• **To do**:
Select every line holding the word "size" and copy it.
•••••
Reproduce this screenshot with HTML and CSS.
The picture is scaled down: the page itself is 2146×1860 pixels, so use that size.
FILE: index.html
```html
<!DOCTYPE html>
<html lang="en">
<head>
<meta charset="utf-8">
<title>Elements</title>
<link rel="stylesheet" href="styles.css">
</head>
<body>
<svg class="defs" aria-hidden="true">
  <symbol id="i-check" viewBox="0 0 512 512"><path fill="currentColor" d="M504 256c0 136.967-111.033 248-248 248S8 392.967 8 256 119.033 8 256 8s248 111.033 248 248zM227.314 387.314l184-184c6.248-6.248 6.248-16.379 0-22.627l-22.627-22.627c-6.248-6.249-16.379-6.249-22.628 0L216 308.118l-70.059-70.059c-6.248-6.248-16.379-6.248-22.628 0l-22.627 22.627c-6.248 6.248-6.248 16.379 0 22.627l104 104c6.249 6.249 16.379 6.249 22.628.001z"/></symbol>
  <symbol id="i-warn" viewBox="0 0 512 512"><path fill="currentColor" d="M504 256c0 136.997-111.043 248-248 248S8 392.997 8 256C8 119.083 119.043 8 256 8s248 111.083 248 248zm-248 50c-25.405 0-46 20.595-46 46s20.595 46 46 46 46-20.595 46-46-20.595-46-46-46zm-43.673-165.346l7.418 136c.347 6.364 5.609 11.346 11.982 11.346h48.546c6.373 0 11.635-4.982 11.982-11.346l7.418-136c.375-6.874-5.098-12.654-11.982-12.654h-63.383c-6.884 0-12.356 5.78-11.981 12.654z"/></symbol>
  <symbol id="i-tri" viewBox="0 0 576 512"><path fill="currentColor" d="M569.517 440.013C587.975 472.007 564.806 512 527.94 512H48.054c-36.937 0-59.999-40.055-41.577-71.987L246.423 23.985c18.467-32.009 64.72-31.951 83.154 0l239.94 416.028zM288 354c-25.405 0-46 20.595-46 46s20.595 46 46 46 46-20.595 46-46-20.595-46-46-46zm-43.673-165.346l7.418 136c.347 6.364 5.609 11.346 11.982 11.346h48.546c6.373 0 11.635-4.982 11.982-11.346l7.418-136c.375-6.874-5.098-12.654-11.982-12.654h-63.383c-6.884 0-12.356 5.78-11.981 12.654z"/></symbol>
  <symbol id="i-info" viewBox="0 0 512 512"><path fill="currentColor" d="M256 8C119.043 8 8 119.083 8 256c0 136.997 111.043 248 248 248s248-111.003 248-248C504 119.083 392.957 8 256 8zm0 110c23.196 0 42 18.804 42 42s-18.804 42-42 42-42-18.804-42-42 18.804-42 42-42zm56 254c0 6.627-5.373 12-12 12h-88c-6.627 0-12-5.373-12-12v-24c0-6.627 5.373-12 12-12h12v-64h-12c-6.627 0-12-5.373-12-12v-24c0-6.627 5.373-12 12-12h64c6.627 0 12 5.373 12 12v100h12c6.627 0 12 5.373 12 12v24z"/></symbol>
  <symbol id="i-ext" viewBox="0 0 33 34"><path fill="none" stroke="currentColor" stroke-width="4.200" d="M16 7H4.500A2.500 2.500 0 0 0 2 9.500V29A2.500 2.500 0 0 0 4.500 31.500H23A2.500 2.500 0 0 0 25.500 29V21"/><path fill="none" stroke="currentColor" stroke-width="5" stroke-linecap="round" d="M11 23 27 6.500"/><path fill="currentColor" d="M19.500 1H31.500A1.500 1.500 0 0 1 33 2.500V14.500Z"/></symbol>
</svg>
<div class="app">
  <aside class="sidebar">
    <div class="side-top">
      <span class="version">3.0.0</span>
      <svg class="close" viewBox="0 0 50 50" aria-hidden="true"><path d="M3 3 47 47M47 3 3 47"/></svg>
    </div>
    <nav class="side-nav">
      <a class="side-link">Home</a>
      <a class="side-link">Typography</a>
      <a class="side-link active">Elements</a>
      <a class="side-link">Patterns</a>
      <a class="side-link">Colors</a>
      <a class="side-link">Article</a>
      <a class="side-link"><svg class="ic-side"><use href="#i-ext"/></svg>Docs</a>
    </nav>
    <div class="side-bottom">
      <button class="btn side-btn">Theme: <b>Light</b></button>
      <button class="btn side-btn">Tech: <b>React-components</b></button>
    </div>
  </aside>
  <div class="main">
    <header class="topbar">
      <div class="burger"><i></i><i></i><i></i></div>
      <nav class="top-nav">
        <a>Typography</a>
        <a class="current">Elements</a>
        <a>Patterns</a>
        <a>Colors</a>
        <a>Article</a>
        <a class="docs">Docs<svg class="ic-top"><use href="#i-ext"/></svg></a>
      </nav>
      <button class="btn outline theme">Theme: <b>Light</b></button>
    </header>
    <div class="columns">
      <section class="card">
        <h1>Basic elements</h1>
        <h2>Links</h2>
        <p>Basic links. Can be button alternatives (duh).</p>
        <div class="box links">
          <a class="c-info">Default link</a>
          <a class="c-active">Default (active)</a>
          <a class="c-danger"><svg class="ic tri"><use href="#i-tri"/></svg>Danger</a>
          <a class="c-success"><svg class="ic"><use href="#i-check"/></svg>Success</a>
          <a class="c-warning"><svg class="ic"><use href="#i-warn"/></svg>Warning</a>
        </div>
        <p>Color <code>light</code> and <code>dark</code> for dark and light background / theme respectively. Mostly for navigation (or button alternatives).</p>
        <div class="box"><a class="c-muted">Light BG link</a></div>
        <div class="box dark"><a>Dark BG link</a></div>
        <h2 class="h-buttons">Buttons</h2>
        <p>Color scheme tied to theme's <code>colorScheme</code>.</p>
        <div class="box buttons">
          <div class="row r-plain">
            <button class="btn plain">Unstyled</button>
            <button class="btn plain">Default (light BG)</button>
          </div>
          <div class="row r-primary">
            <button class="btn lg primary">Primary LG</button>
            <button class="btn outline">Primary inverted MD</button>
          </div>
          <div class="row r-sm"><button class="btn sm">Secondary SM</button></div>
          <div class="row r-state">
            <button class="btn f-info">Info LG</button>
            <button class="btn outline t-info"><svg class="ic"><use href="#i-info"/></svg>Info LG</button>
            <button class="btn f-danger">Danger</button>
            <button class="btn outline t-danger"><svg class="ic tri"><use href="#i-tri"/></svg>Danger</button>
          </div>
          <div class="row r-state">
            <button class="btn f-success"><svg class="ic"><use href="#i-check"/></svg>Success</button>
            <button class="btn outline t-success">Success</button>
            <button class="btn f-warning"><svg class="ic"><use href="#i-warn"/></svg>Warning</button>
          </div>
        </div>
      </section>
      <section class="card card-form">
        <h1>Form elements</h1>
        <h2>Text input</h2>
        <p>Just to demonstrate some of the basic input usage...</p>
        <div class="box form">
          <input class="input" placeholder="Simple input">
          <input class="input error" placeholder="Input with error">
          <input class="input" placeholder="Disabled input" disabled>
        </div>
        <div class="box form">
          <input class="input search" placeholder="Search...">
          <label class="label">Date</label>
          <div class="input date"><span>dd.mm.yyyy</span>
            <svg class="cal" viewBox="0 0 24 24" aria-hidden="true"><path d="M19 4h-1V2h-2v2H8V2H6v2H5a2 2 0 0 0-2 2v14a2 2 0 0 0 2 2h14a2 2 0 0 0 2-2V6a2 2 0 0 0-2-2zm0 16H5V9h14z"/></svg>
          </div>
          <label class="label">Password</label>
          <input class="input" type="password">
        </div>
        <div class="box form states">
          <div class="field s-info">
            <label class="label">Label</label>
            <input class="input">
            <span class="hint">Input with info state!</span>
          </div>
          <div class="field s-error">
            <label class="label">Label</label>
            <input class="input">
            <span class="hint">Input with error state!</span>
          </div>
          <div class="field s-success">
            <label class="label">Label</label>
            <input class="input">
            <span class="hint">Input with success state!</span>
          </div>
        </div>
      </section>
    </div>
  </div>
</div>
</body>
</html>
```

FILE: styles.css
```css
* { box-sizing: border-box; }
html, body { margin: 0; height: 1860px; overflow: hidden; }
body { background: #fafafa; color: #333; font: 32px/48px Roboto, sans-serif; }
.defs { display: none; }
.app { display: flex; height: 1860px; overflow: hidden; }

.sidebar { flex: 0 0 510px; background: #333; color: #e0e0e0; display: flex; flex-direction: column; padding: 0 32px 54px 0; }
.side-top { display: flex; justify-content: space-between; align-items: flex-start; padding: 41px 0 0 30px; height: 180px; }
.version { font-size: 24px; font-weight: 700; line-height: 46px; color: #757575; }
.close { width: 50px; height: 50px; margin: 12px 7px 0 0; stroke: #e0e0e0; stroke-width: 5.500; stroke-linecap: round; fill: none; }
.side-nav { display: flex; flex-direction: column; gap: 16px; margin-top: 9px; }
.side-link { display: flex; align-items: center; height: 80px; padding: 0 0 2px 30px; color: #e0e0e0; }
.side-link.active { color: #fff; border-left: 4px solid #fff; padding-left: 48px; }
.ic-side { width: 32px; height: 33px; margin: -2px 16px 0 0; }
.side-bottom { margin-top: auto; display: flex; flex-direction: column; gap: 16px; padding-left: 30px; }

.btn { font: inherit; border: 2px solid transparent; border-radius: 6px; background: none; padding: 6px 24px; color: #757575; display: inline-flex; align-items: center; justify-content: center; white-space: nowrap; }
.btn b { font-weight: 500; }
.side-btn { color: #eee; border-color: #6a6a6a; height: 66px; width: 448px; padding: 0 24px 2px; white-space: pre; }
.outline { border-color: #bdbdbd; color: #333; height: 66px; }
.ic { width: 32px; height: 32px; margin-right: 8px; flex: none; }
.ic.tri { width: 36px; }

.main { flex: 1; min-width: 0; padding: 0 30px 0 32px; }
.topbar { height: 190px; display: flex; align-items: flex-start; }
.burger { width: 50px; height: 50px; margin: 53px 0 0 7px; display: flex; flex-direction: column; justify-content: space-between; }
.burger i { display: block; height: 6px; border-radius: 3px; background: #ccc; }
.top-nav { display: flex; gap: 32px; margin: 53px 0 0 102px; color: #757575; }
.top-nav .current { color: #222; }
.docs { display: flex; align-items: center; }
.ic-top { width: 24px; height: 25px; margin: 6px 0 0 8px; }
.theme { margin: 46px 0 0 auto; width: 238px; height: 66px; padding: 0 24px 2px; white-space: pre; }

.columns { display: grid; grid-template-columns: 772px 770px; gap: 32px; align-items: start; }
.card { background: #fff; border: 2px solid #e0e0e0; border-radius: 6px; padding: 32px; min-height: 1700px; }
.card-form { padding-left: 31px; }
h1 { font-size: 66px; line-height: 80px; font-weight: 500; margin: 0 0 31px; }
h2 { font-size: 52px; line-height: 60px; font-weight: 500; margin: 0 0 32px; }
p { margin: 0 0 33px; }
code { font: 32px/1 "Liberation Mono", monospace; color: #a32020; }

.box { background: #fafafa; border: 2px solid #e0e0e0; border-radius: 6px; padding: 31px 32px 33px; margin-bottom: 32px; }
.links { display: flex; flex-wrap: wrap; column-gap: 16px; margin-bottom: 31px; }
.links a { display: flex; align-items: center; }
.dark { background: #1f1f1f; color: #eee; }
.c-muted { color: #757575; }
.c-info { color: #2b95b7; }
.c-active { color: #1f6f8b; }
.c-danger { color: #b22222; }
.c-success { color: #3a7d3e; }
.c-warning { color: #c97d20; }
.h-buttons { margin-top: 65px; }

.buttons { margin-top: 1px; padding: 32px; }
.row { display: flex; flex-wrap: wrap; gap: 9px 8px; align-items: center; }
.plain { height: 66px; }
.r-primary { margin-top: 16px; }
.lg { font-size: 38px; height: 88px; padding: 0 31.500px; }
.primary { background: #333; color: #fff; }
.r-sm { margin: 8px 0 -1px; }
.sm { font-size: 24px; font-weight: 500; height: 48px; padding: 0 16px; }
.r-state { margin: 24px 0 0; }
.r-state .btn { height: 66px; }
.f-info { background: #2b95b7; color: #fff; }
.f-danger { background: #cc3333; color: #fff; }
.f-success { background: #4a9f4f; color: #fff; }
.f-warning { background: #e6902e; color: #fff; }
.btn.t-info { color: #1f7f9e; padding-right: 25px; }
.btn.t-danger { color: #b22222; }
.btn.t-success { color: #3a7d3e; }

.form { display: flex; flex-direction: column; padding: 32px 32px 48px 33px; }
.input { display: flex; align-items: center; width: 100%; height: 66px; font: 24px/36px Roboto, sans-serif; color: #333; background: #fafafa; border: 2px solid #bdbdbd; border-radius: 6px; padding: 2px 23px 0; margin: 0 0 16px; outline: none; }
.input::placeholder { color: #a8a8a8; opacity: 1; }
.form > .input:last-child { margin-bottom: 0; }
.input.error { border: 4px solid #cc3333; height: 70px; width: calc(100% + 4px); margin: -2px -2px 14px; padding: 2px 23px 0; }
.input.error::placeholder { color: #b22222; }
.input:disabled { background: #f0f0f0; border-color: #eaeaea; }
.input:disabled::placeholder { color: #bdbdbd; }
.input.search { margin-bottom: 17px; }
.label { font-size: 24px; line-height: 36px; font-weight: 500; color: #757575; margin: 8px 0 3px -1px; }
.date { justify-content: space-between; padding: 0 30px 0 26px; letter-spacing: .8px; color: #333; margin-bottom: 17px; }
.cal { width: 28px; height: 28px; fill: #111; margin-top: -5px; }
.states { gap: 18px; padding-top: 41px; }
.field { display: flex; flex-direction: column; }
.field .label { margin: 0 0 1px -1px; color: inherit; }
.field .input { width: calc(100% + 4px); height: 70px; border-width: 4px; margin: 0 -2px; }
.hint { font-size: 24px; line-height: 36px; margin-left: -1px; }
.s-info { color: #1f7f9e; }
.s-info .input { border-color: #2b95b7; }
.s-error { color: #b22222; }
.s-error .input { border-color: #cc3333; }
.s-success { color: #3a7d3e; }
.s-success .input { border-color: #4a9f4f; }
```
•••••
• **Complete output**:
The picture is scaled down: the page itself is 2146×1860 pixels, so use that size.
.version { font-size: 24px; font-weight: 700; line-height: 46px; color: #757575; }
h1 { font-size: 66px; line-height: 80px; font-weight: 500; margin: 0 0 31px; }
h2 { font-size: 52px; line-height: 60px; font-weight: 500; margin: 0 0 32px; }
.lg { font-size: 38px; height: 88px; padding: 0 31.500px; }
.sm { font-size: 24px; font-weight: 500; height: 48px; padding: 0 16px; }
.label { font-size: 24px; line-height: 36px; font-weight: 500; color: #757575; margin: 8px 0 3px -1px; }
.hint { font-size: 24px; line-height: 36px; margin-left: -1px; }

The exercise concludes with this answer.